• Task objective
Give a verbatim copy of the lines below, minus the pictures.

• Data segment
- - - - -

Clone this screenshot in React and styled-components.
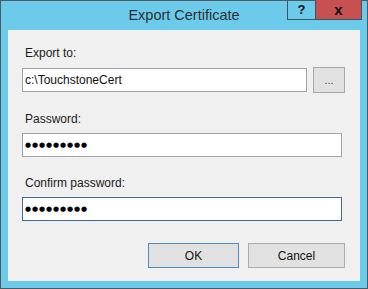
import React from 'react';
import styled, { createGlobalStyle } from 'styled-components';

const GlobalStyle = createGlobalStyle`
    body {
        margin: 0;
        font-family: "Liberation Sans", Arial, sans-serif;
    }
`;

const Window = styled.div`
    width: 368px;
    height: 289px;
    box-sizing: border-box;
    border: 1px solid #4d5a61;
    background-color: #6ccbea;
    display: flex;
    flex-direction: column;
`;

const TitleBar = styled.div`
    height: 29px;
    display: grid;
    grid-template-columns: 1fr auto 1fr;
    align-items: start;
`;

const Title = styled.div`
    grid-column: 2;
    font-size: 14.5px;
    line-height: 29px;
    color: #2a2f33;
`;

const Controls = styled.div`
    grid-column: 3;
    justify-self: end;
    display: flex;
    margin-right: 5px;
    margin-top: -1px;
    border: 1px solid #3e5561;
    border-top: none;
    height: 19px;
`;

const CaptionButton = styled.div`
    width: ${props => props.wide ? '45px' : '27px'};
    height: 19px;
    display: flex;
    align-items: center;
    justify-content: center;
    font-size: ${props => props.close ? '15px' : '13px'};
    font-weight: bold;
    color: #111;
    background-color: ${props => props.close ? '#c75050' : 'transparent'};
    border-left: ${props => props.close ? '1px solid #3e5561' : 'none'};
`;

const Client = styled.div`
    flex: 1;
    margin: 0 7px 7px 7px;
    background-color: #f0f0f0;
    padding: 15px 15px 0 14px;
    display: flex;
    flex-direction: column;
`;

const Label = styled.div`
    font-size: 12px;
    line-height: 16px;
    color: #1b1b1b;
    margin-left: 3px;
    margin-top: ${props => props.first ? '0' : '18px'};
    margin-bottom: 6px;
`;

const Row = styled.div`
    display: flex;
    align-items: center;
    gap: 6px;
    padding-right: ${props => props.inset ? '3px' : '0'};
`;

const Field = styled.div`
    box-sizing: border-box;
    height: 24px;
    flex: 1;
    background-color: #fff;
    border: 1px solid ${props => props.focused ? '#3f6b99' : '#a3a3a3'};
    padding: 0 2px;
    display: flex;
    align-items: center;
    font-size: 12px;
    color: #111;
    white-space: nowrap;
`;

const Dots = styled.span`
    font-family: "DejaVu Sans", sans-serif;
    font-size: 7px;
    letter-spacing: 0.9px;
    color: #000;
`;

const Browse = styled.div`
    box-sizing: border-box;
    width: 32px;
    height: 26px;
    background-color: #e1e1e1;
    border: 1px solid #a8a8a8;
    display: flex;
    align-items: center;
    justify-content: center;
    font-size: 11px;
    color: #4a3f6a;
`;

const Buttons = styled.div`
    display: flex;
    justify-content: flex-end;
    gap: 9px;
    margin-top: 22px;
`;

const Button = styled.div`
    box-sizing: border-box;
    width: ${props => props.w}px;
    height: 25px;
    background-color: #e1e1e1;
    border: 1px solid ${props => props.primary ? '#4d8cc8' : '#acacac'};
    display: flex;
    align-items: center;
    justify-content: center;
    font-size: 12px;
    color: #111;
`;

const App = () => {
    return (
        <>
            <GlobalStyle />
            <Window>
                <TitleBar>
                    <Title>Export Certificate</Title>
                    <Controls>
                        <CaptionButton>?</CaptionButton>
                        <CaptionButton wide close>x</CaptionButton>
                    </Controls>
                </TitleBar>
                <Client>
                    <Label first>Export to:</Label>
                    <Row>
                        <Field>c:\TouchstoneCert</Field>
                        <Browse>...</Browse>
                    </Row>
                    <Label>Password:</Label>
                    <Row inset>
                        <Field><Dots>●●●●●●●●●</Dots></Field>
                    </Row>
                    <Label>Confirm password:</Label>
                    <Row inset>
                        <Field focused><Dots>●●●●●●●●●</Dots></Field>
                    </Row>
                    <Buttons>
                        <Button w={91} primary>OK</Button>
                        <Button w={97}>Cancel</Button>
                    </Buttons>
                </Client>
            </Window>
        </>
    );
};

export default App;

- - - - -

• Response to this exercise
Clone this screenshot in React and styled-components.
import React from 'react';
import styled, { createGlobalStyle } from 'styled-components';

const GlobalStyle = createGlobalStyle`
    body {
        margin: 0;
        font-family: "Liberation Sans", Arial, sans-serif;
    }
`;

const Window = styled.div`
    width: 368px;
    height: 289px;
    box-sizing: border-box;
    border: 1px solid #4d5a61;
    background-color: #6ccbea;
    display: flex;
    flex-direction: column;
`;

const TitleBar = styled.div`
    height: 29px;
    display: grid;
    grid-template-columns: 1fr auto 1fr;
    align-items: start;
`;

const Title = styled.div`
    grid-column: 2;
    font-size: 14.5px;
    line-height: 29px;
    color: #2a2f33;
`;

const Controls = styled.div`
    grid-column: 3;
    justify-self: end;
    display: flex;
    margin-right: 5px;
    margin-top: -1px;
    border: 1px solid #3e5561;
    border-top: none;
    height: 19px;
`;

const CaptionButton = styled.div`
    width: ${props => props.wide ? '45px' : '27px'};
    height: 19px;
    display: flex;
    align-items: center;
    justify-content: center;
    font-size: ${props => props.close ? '15px' : '13px'};
    font-weight: bold;
    color: #111;
    background-color: ${props => props.close ? '#c75050' : 'transparent'};
    border-left: ${props => props.close ? '1px solid #3e5561' : 'none'};
`;

const Client = styled.div`
    flex: 1;
    margin: 0 7px 7px 7px;
    background-color: #f0f0f0;
    padding: 15px 15px 0 14px;
    display: flex;
    flex-direction: column;
`;

const Label = styled.div`
    font-size: 12px;
    line-height: 16px;
    color: #1b1b1b;
    margin-left: 3px;
    margin-top: ${props => props.first ? '0' : '18px'};
    margin-bottom: 6px;
`;

const Row = styled.div`
    display: flex;
    align-items: center;
    gap: 6px;
    padding-right: ${props => props.inset ? '3px' : '0'};
`;

const Field = styled.div`
    box-sizing: border-box;
    height: 24px;
    flex: 1;
    background-color: #fff;
    border: 1px solid ${props => props.focused ? '#3f6b99' : '#a3a3a3'};
    padding: 0 2px;
    display: flex;
    align-items: center;
    font-size: 12px;
    color: #111;
    white-space: nowrap;
`;

const Dots = styled.span`
    font-family: "DejaVu Sans", sans-serif;
    font-size: 7px;
    letter-spacing: 0.9px;
    color: #000;
`;

const Browse = styled.div`
    box-sizing: border-box;
    width: 32px;
    height: 26px;
    background-color: #e1e1e1;
    border: 1px solid #a8a8a8;
    display: flex;
    align-items: center;
    justify-content: center;
    font-size: 11px;
    color: #4a3f6a;
`;

const Buttons = styled.div`
    display: flex;
    justify-content: flex-end;
    gap: 9px;
    margin-top: 22px;
`;

const Button = styled.div`
    box-sizing: border-box;
    width: ${props => props.w}px;
    height: 25px;
    background-color: #e1e1e1;
    border: 1px solid ${props => props.primary ? '#4d8cc8' : '#acacac'};
    display: flex;
    align-items: center;
    justify-content: center;
    font-size: 12px;
    color: #111;
`;

const App = () => {
    return (
        <>
            <GlobalStyle />
            <Window>
                <TitleBar>
                    <Title>Export Certificate</Title>
                    <Controls>
                        <CaptionButton>?</CaptionButton>
                        <CaptionButton wide close>x</CaptionButton>
                    </Controls>
                </TitleBar>
                <Client>
                    <Label first>Export to:</Label>
                    <Row>
                        <Field>c:\TouchstoneCert</Field>
                        <Browse>...</Browse>
                    </Row>
                    <Label>Password:</Label>
                    <Row inset>
                        <Field><Dots>●●●●●●●●●</Dots></Field>
                    </Row>
                    <Label>Confirm password:</Label>
                    <Row inset>
                        <Field focused><Dots>●●●●●●●●●</Dots></Field>
                    </Row>
                    <Buttons>
                        <Button w={91} primary>OK</Button>
                        <Button w={97}>Cancel</Button>
                    </Buttons>
                </Client>
            </Window>
        </>
    );
};

export default App;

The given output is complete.